Director Lind brings a haunting quality to the look of his film. From stark reality footage to color washed scenes of fantasy. When the two worlds begin to collide you can see certain aspects of the film begin to shimmer uncontrollably. We are along for the ride when the lines between vampire and teenager begin to blur. 
The film even manages to rise above it's basic horror storyline. We get a pair of girls that are out of high school, but unsure of where to go next. Just yesterday they were little girls and now the world expects them to be women. Lori's sudden urges of lesbianism throw Valerie deeper into her vampire mode. Perhaps the most haunting images is at the dance studio they both frequent. One minute they are doing their stretches. The next they are in a deep blue world of undead dancers. It emphasis the fact that whatever secret Valerie has locked up in her subconscious is slowly driving her mad. 

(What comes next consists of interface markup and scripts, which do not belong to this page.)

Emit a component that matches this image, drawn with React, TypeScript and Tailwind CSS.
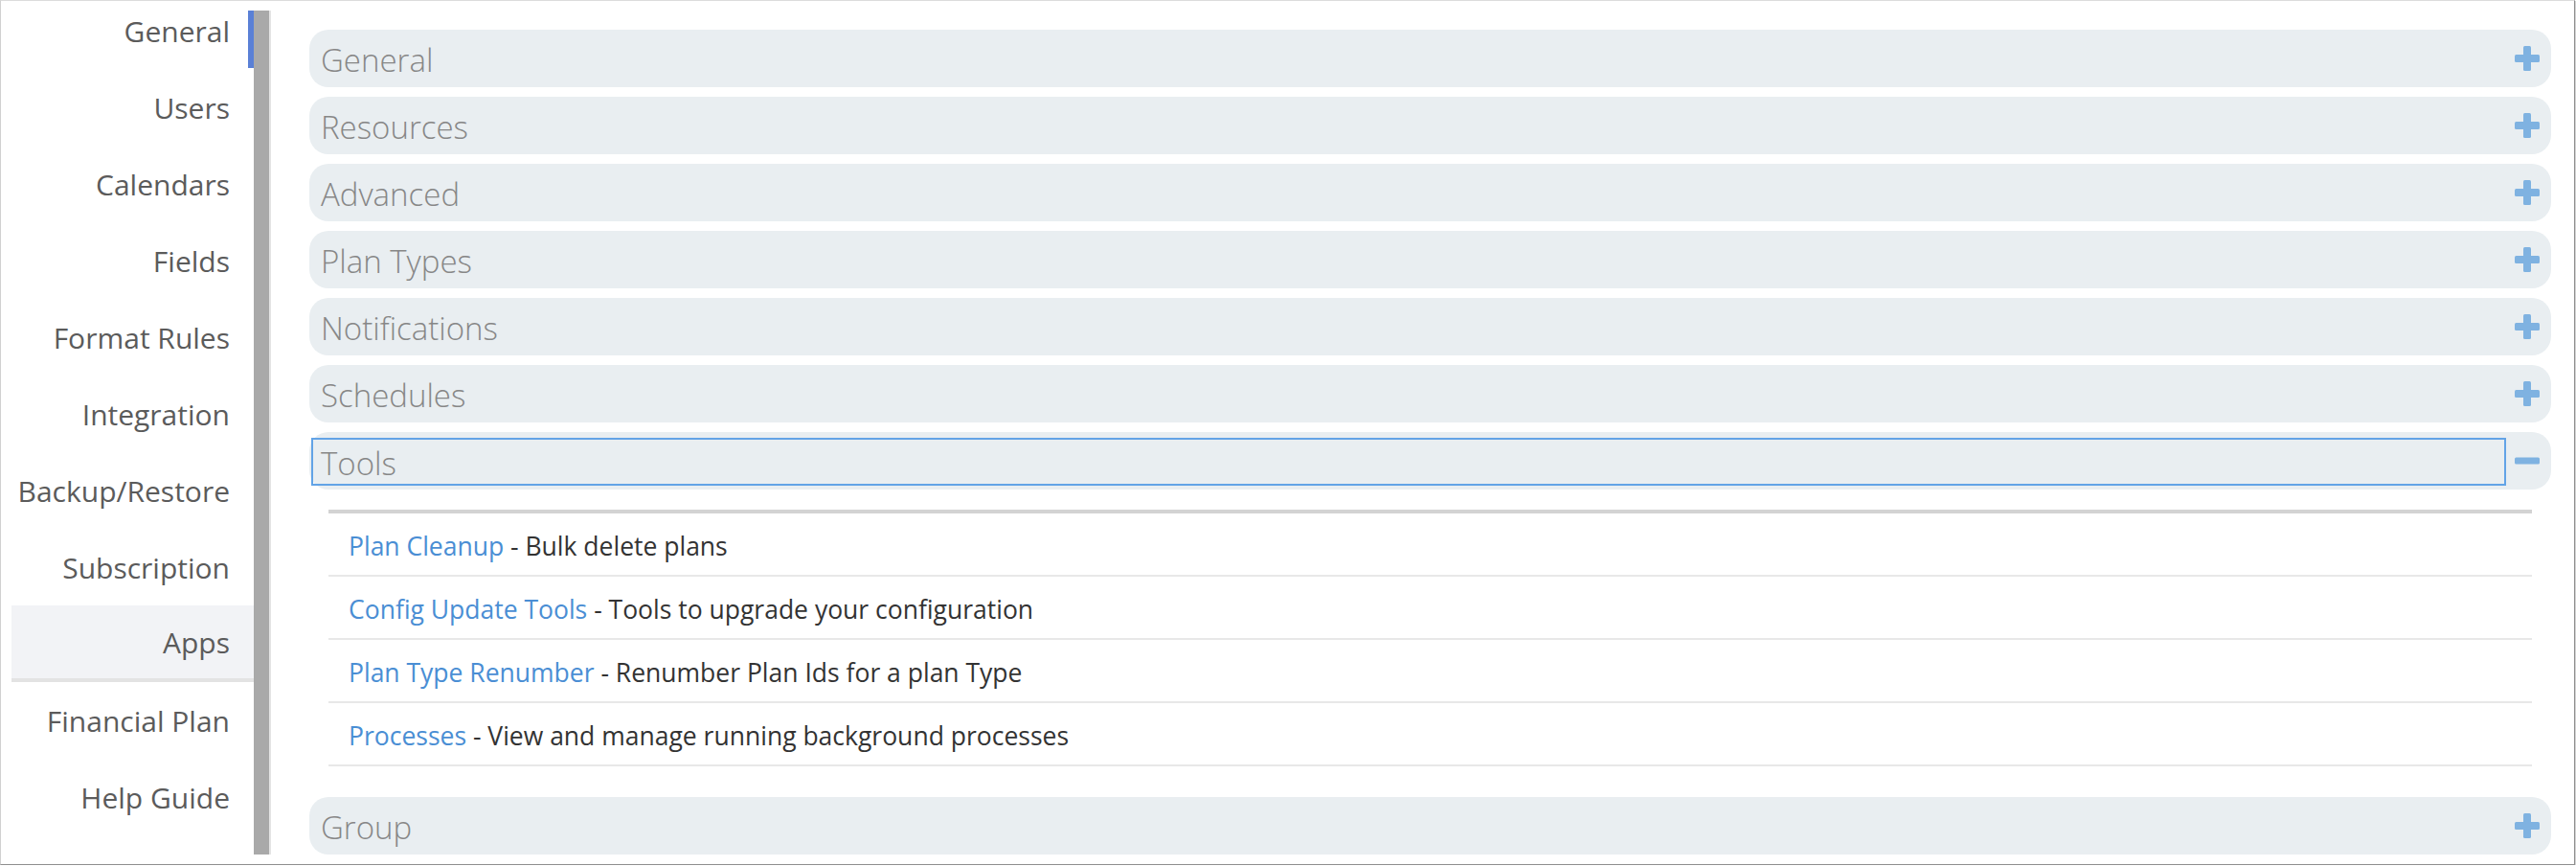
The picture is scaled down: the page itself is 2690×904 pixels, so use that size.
import React from "react";

const navItems = [
  "General",
  "Users",
  "Calendars",
  "Fields",
  "Format Rules",
  "Integration",
  "Backup/Restore",
  "Subscription",
  "Apps",
  "Financial Plan",
  "Help Guide",
];

const sections = [
  "General",
  "Resources",
  "Advanced",
  "Plan Types",
  "Notifications",
  "Schedules",
];

const tools = [
  { name: "Plan Cleanup", desc: "Bulk delete plans" },
  { name: "Config Update Tools", desc: "Tools to upgrade your configuration" },
  { name: "Plan Type Renumber", desc: "Renumber Plan Ids for a plan Type" },
  { name: "Processes", desc: "View and manage running background processes" },
];

function PlusIcon() {
  return (
    <svg width="26" height="26" viewBox="0 0 26 26">
      <rect x="9" y="0" width="8" height="26" rx="1.5" fill="#7fb2e1" />
      <rect x="0" y="9" width="26" height="8" rx="1.5" fill="#7fb2e1" />
    </svg>
  );
}

function MinusIcon() {
  return (
    <svg width="26" height="26" viewBox="0 0 26 26">
      <rect x="0" y="9.5" width="26" height="7" rx="1.5" fill="#7fb2e1" />
    </svg>
  );
}

function SectionHeader({ title, open }: { title: string; open?: boolean }) {
  return (
    <div className="flex h-[60px] shrink-0 items-center rounded-[20px] bg-[#e9eef1] pl-[2px] pr-[12px]">
      <div
        className={
          open
            ? "flex h-[50px] flex-1 items-center border-2 border-[#62a3e6] pl-[8px] pt-[4px] mt-[1px]"
            : "flex h-[50px] flex-1 items-center border-2 border-transparent pl-[8px] pt-[4px]"
        }
      >
        <span className="text-[33px] font-light text-[#878787]">{title}</span>
      </div>
      <div className="ml-[9px] flex w-[26px] items-center">
        {open ? <MinusIcon /> : <PlusIcon />}
      </div>
    </div>
  );
}

export default function App() {
  return (
    <div
      className="flex h-[903px] w-[2689px] overflow-hidden border-t border-l border-r border-b border-t-[#dcdcdc] border-l-[#d0d0d0] border-r-[#8e8e8e] border-b-[#8e8e8e] bg-white shadow-[1px_1px_0_#d4d4d4]"
      style={{ fontFamily: '"Segoe UI", "Open Sans", "Noto Sans", sans-serif' }}
    >
      {/* Side nav */}
      <nav className="w-[264px] shrink-0 pl-[11px]">
        <ul className="-mt-[9px]">
          {navItems.map((item) => {
            const isApps = item === "Apps";
            const isActive = item === "General";
            return (
              <li
                key={item}
                className={
                  isApps
                    ? "box-border flex h-[80px] border-b-4 border-[#e3e3e3] bg-[#f2f3f6]"
                    : "box-border flex h-[80px]"
                }
              >
                <span className="flex flex-1 items-center justify-end pr-[19px] text-[30px] text-[#5b5b5b]">
                  {item}
                </span>
                <span
                  className={
                    isActive
                      ? "mb-[1px] h-[60px] w-[6px] self-end bg-[#5a80d6]"
                      : "w-[6px]"
                  }
                />
              </li>
            );
          })}
        </ul>
      </nav>

      {/* Scroll rail */}
      <div className="flex shrink-0 py-[10px]">
        <div className="w-[16px] bg-[#a9a9a9]" />
        <div className="w-[2px] bg-[#e4e4e4]" />
      </div>

      {/* Main */}
      <main className="flex flex-1 flex-col gap-[10px] overflow-hidden pt-[30px] pl-[40px] pr-[24px]">
        {sections.map((s) => (
          <SectionHeader key={s} title={s} />
        ))}
        <SectionHeader title="Tools" open />

        <div className="mx-[20px] mt-[11px] border-t-4 border-[#d3d3d3]">
          {tools.map((t) => (
            <div
              key={t.name}
              className="flex h-[66px] items-center border-b-2 border-[#e8e8e8] pl-[21px] pt-[6px] text-[26.5px]"
            >
              <span className="text-[#4a8ed4]">{t.name}</span>
              <span className="whitespace-pre text-[#333333]"> - {t.desc}</span>
            </div>
          ))}
        </div>

        <div className="mt-[22px]">
          <SectionHeader title="Group" />
        </div>
      </main>
    </div>
  );
}
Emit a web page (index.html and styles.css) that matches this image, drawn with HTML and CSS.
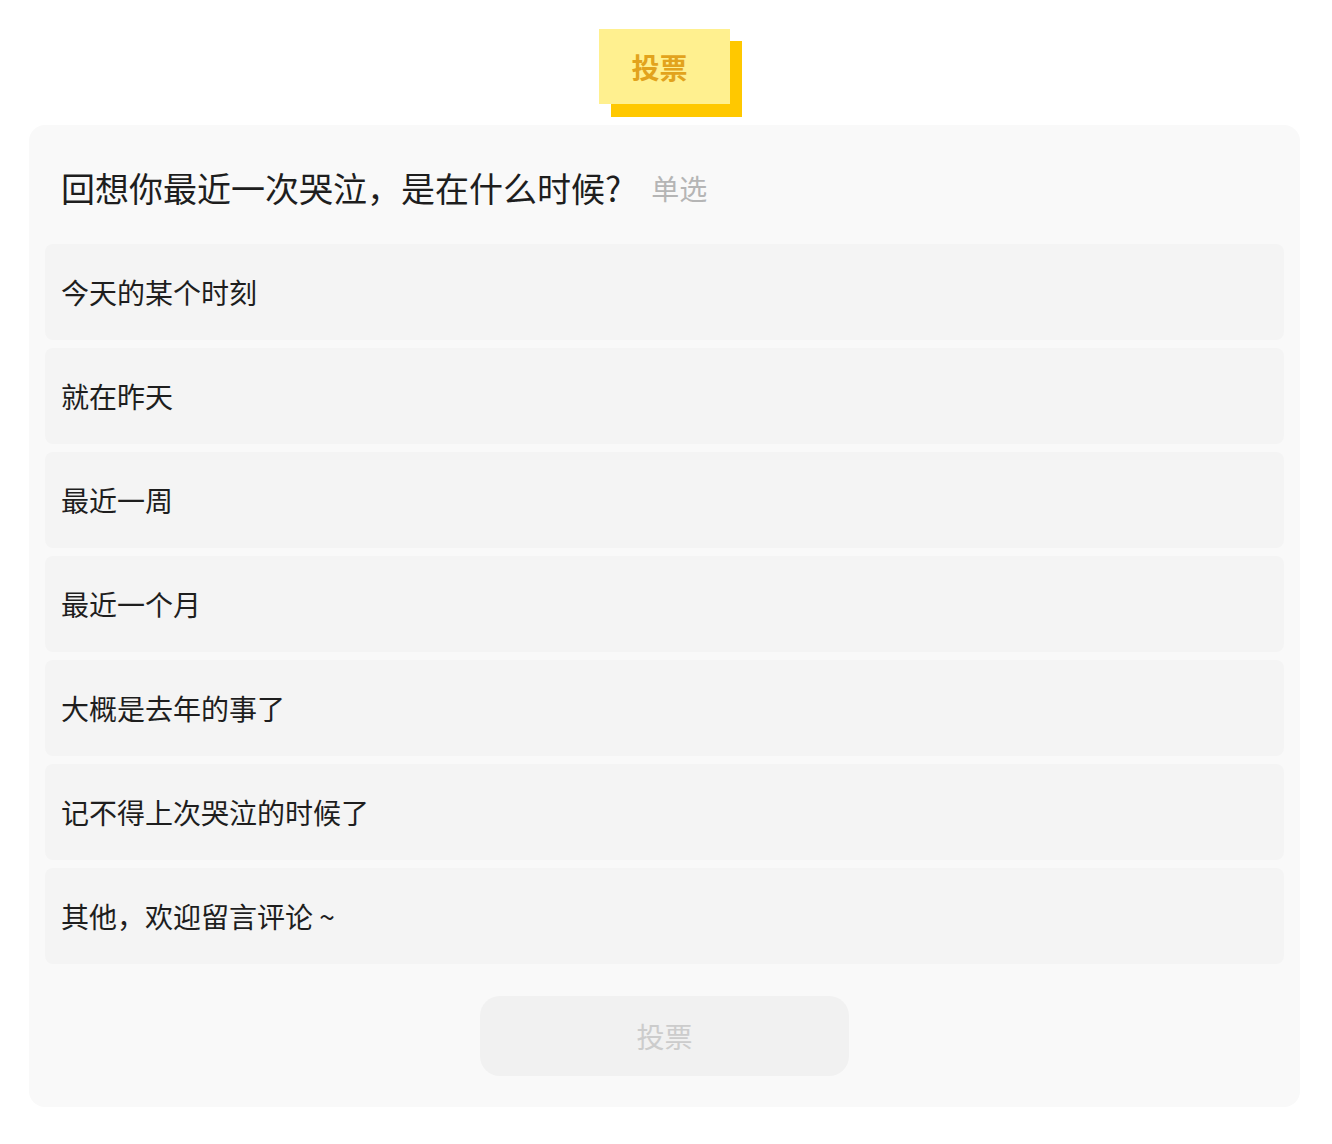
FILE: index.html
```html
<!DOCTYPE html>
<html lang="zh">
<head>
<meta charset="utf-8">
<link rel="stylesheet" href="styles.css">
</head>
<body>
<div class="page">
  <div class="tag-wrap">
    <div class="tag-shadow"></div>
    <div class="tag">投票</div>
  </div>
  <div class="card">
    <div class="title">
      <span class="q">回想你最近一次哭泣，是在什么时候?</span>
      <span class="kind">单选</span>
    </div>
    <div class="options">
      <div class="opt">今天的某个时刻</div>
      <div class="opt">就在昨天</div>
      <div class="opt">最近一周</div>
      <div class="opt">最近一个月</div>
      <div class="opt">大概是去年的事了</div>
      <div class="opt">记不得上次哭泣的时候了</div>
      <div class="opt">其他，欢迎留言评论 ~</div>
    </div>
    <div class="btn-row">
      <div class="btn">投票</div>
    </div>
  </div>
</div>
</body>
</html>
```
FILE: styles.css
```css
html, body {
  margin: 0;
  padding: 0;
  background: #ffffff;
}
body {
  font-family: "Noto Sans CJK SC", "Noto Sans", sans-serif;
  color: #1e1e1e;
}
.page {
  width: 1332px;
  padding-top: 29px;
  display: flex;
  flex-direction: column;
  align-items: center;
}
.tag-wrap {
  position: relative;
  width: 143px;
  height: 88px;
  margin-left: 9px;
}
.tag-shadow {
  position: absolute;
  left: 12px;
  top: 12px;
  width: 131px;
  height: 76px;
  background: #ffc800;
}
.tag {
  position: absolute;
  left: 0;
  top: 0;
  width: 131px;
  height: 75px;
  background: #fff08f;
  color: #e2a31d;
  font-size: 28px;
  font-weight: 700;
  display: flex;
  align-items: center;
  justify-content: center;
  box-sizing: border-box;
  padding-right: 10px;
}
.card {
  margin-top: 8px;
  width: 1271px;
  margin-left: -3px;
  box-sizing: border-box;
  background: #f9f9f9;
  border-radius: 16px;
  padding: 0 16px 31px;
}
.title {
  display: flex;
  align-items: center;
  height: 119px;
  padding-left: 16px;
  padding-top: 6px;
  box-sizing: border-box;
}
.q {
  font-size: 34px;
  color: #1e1e1e;
}
.kind {
  font-size: 28px;
  color: #b5b5b5;
  margin-left: 30px;
}
.options {
  display: flex;
  flex-direction: column;
  gap: 8px;
}
.opt {
  height: 96px;
  background: #f4f4f4;
  border-radius: 8px;
  display: flex;
  align-items: center;
  padding-left: 16px;
  font-size: 28px;
  color: #1e1e1e;
}
.btn-row {
  display: flex;
  justify-content: center;
  margin-top: 32px;
}
.btn {
  width: 369px;
  height: 80px;
  border-radius: 20px;
  background: #f1f1f1;
  color: #cccccc;
  font-size: 28px;
  display: flex;
  align-items: center;
  justify-content: center;
}
```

As is common with any Jay Lind film he has filled it with gorgeous women, especially Ms. Horseman who is unclothed for a better part of the film. The music varies between a techno funk during bar sequences to a haunting melody reminiscent of the old Universal monster movies. As a whole the movie reminded me of George Romero's MARTIN which was probably a direct influence on VALERIE. This doesn't make it derivative of the older film. Just a different, very interesting take on a familiar theme. Director Lind once again gives us an engrossing, haunting, personal film that gives us a glimpse into his personal world. VALERIE is how a vampire movie should be. Character driven, fascinating and unforgettable.